I was envious of them-of the brazenness they showed in lying to

the girls, of the way they carried themselves in their own clothes. Standing

there in my borrowed shirt and pants, I was dumbstruck by the sensation of

having missed something, of letting something important pass me by-whether it

was the dot-com bubble or the bonus bonanza or the advent of Club Monaco.

Against all my natural rationale, I decided to play catch-up.

Back home, I quickly acquired six pairs of black pants (96

percent cotton, 4 percent Lycra spandex) from Kenneth Cole, a series of V-neck

black shirts and tight-fitting ribbed tops and multiple “de-linters” with which

I began to spend anywhere between 15 and 20 minutes every morning going over my

outfit.

“You’re going to look back on all of this and laugh,” said an

older friend who knew better when I showed up at his apartment looking like a

brown-is-the-new-black mannequin from a DKNY store.

A year later, and just a few days after Sept. 11, that same

friend and I and his girlfriend sat around my dining-room table in Brooklyn.

They’d been forced from their apartment three blocks from ground zero and we

had begun what turned out to be a month-long bender. Now we were in the midst

of what, in retrospect, seems a rare, succinct, sober moment. We were looking

back on all of it.

“Whatever you want to do,” he said as we sipped our coffee, “you

should go ahead and do it.”

I suppose that same conversation happened everywhere, with

everyone, in those days. And we all stepped away dizzied and enlightened, as if

finally being able to gain passage to some new truth. We made promises to ourselves-to

no longer be so sarcastic, to stop seeing bad movies, to throw off flacking for

celebrities, to do something that mattered. This kind of great earnestness

wasn’t a bad goal; it just wasn’t a very practical one.

I just wanted to do stuff that felt right.
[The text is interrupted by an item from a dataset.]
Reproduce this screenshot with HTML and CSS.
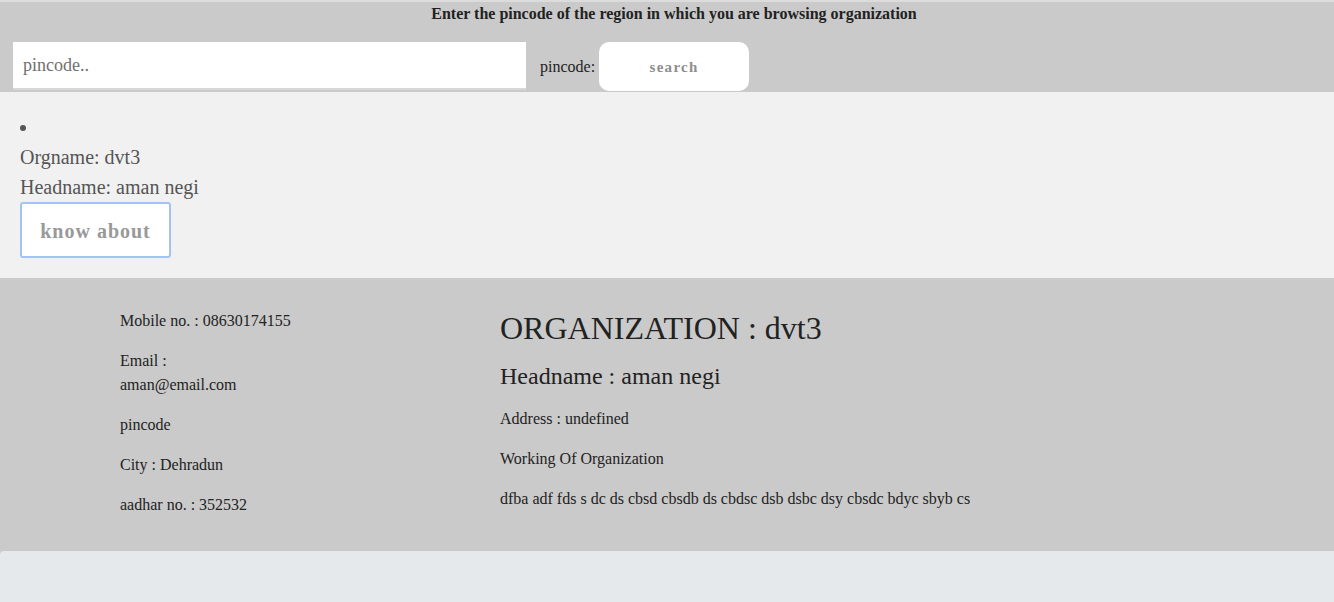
FILE: index.html
```html
<!DOCTYPE html>
<html>
<head>
<meta charset="utf-8">
<link rel="stylesheet" href="styles.css">
</head>
<body>
<div class="page">
  <header class="search-bar">
    <h4 class="search-title">Enter the pincode of the region in which you are browsing organization</h4>
    <form class="search-row">
      <input class="pin-input" type="text" placeholder="pincode..">
      <label class="pin-label">pincode:</label>
      <button class="search-btn" type="button">search</button>
    </form>
  </header>

  <section class="results">
    <ul class="result-list">
      <li class="result-item">
        <div class="line">Orgname: dvt3</div>
        <div class="line">Headname: aman negi</div>
        <button class="know-btn" type="button">know about</button>
      </li>
    </ul>
  </section>

  <section class="details">
    <div class="contact">
      <p>Mobile no. : 08630174155</p>
      <p>Email :<br>aman@email.com</p>
      <p>pincode</p>
      <p>City : Dehradun</p>
      <p>aadhar no. : 352532</p>
    </div>
    <div class="org">
      <h1 class="org-title">ORGANIZATION : dvt3</h1>
      <h2 class="org-head">Headname : aman negi</h2>
      <p>Address : undefined</p>
      <p>Working Of Organization</p>
      <p>dfba adf fds s dc ds cbsd cbsdb ds cbdsc dsb dsbc dsy cbsdc bdyc sbyb cs</p>
    </div>
  </section>

  <div class="bottom"></div>
</div>
</body>
</html>
```

FILE: styles.css
```css
html, body {
  margin: 0;
  padding: 0;
}
body {
  background: #cacaca;
  font-family: "Liberation Serif", "Times New Roman", serif;
  color: #222;
}
.page {
  display: flex;
  flex-direction: column;
  min-height: 100vh;
}
.search-bar {
  background: #cacaca;
  border-top: 2px solid #dcdcdc;
  height: 90px;
  box-sizing: content-box;
}
.search-title {
  margin: 0;
  padding: 3px 0 0 14px;
  text-align: center;
  font-size: 16px;
  line-height: 18px;
  font-weight: bold;
  color: #222;
}
.search-row {
  display: flex;
  align-items: center;
  margin: 19px 0 0 13px;
}
.pin-input {
  width: 513px;
  height: 48px;
  box-sizing: border-box;
  border: none;
  border-bottom: 2px solid #d8d8d8;
  background: #fff;
  padding: 0 10px;
  font-family: "Liberation Serif", "Times New Roman", serif;
  font-size: 18px;
  color: #333;
  outline: none;
  align-self: flex-start;
}
.pin-input::placeholder {
  color: #6f6f6f;
}
.pin-label {
  margin-left: 14px;
  margin-right: 4px;
  font-size: 16px;
  color: #222;
}
.search-btn {
  width: 150px;
  height: 49px;
  border: none;
  border-radius: 10px;
  background: #fff;
  font-family: "Liberation Serif", "Times New Roman", serif;
  font-weight: bold;
  font-size: 15px;
  letter-spacing: 1.3px;
  color: #8e8e8e;
  padding: 2px 0 0 0;
  align-self: flex-start;
}
.results {
  background: #f1f1f1;
  padding: 20px 20px 20px 20px;
  height: 146px;
}
.result-list {
  margin: 0;
  padding: 0;
  list-style: disc inside;
  color: #555;
  font-size: 20px;
}
.result-item {
  line-height: 30px;
}
.line {
  height: 30px;
  line-height: 30px;
}
.know-btn {
  display: block;
  width: 151px;
  height: 56px;
  background: #fff;
  border: 2px solid #a3c3f7;
  border-radius: 3px;
  font-family: "Liberation Serif", "Times New Roman", serif;
  font-weight: bold;
  font-size: 20px;
  letter-spacing: 1px;
  color: #999;
  padding: 2px 0 0 0;
}
.details {
  background: #cacaca;
  display: flex;
  padding: 31px 0 18px 120px;
  font-size: 16px;
  color: #222;
}
.details p {
  margin: 0 0 16px 0;
  line-height: 24px;
}
.contact {
  width: 380px;
}
.org-title {
  margin: -1px 0 0 0;
  font-size: 32px;
  line-height: 40px;
  font-weight: normal;
}
.org-head {
  margin: 13px 0 16px 0;
  font-size: 24px;
  line-height: 30px;
  font-weight: normal;
}
.bottom {
  flex: 1;
  background: #e6e9ec;
  border-top-left-radius: 4px;
}
```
I had little idea what

that meant, but I knew it entailed not putting myself in places where I had to

lie to feel accepted. It also meant that I could no longer wear clothes that I

felt foolish in.

As I have imagined it after Sept. 11, and in light of recent

events in Argentina, that disco where it all started is now gone. (If not, I

imagine its current occupants are playing out a technofied 2002 end-of-empire

scenario-listening to Daft Punk beneath strobe lights while all around them a

nation goes hungry and its streets continue to burn.) But I was still left with

its effects: an impostor wardrobe.

On a Saturday morning, I piled

every piece of wannabe clothing I regretted buying into a corner. It sat there

while I tried to decide what I could possibly do with it. Who could I give the

clothes to? Used men’s wear, circa 2000, is not the easiest thing to hand off,

and throwing it away felt just as hard. I finally stuffed it all in a drawer,

which I haven’t opened since.

The first time I walked into Brooks Brothers, the fabric just

seemed steeped in steadiness and intelligence. As a boy, I had desperately

wanted to grow up to look like tweedy, 6-foot-8 economist John Kenneth

Galbraith. But genetics and all allowed me to settle for a more realistic

(read: shorter) goal: Michael J. Fox’s bookish, tie-and-sweater-vested

character Alex P. Keaton. I had always thought, “I could do this, I could be

him.”

None of this makes great empirical sense. Dressing in a certain

way to feel a certain way is actually pretty dumb. And it’s entirely possible

that I’m still just pretending to be someone else, but I don’t think so. Yes,

I’ve gone too far; but only because I’d swung so far the other way.

I guess I’d been waiting for a sign that I was an adult, and now

I had gotten it. There just wasn’t any room for tight-fitting black tops.

Many button-down Oxfords and wool sport coats later, one of my

former eBay partners called with a dilemma. He was looking for a black leather

jacket. It had to be nice, but not too nice. Not like the one another cohort of

ours (the C.F.O., I think) had bought which turned out to be too nice for him

to wear outside the apartment.

“Why do you need one of those?” I finally asked him.

“You know,” he said, “for going out. When you go out, doesn’t everyone

wear a black leather jacket?”

I said, “no, not really”-so grateful to have left the corporation.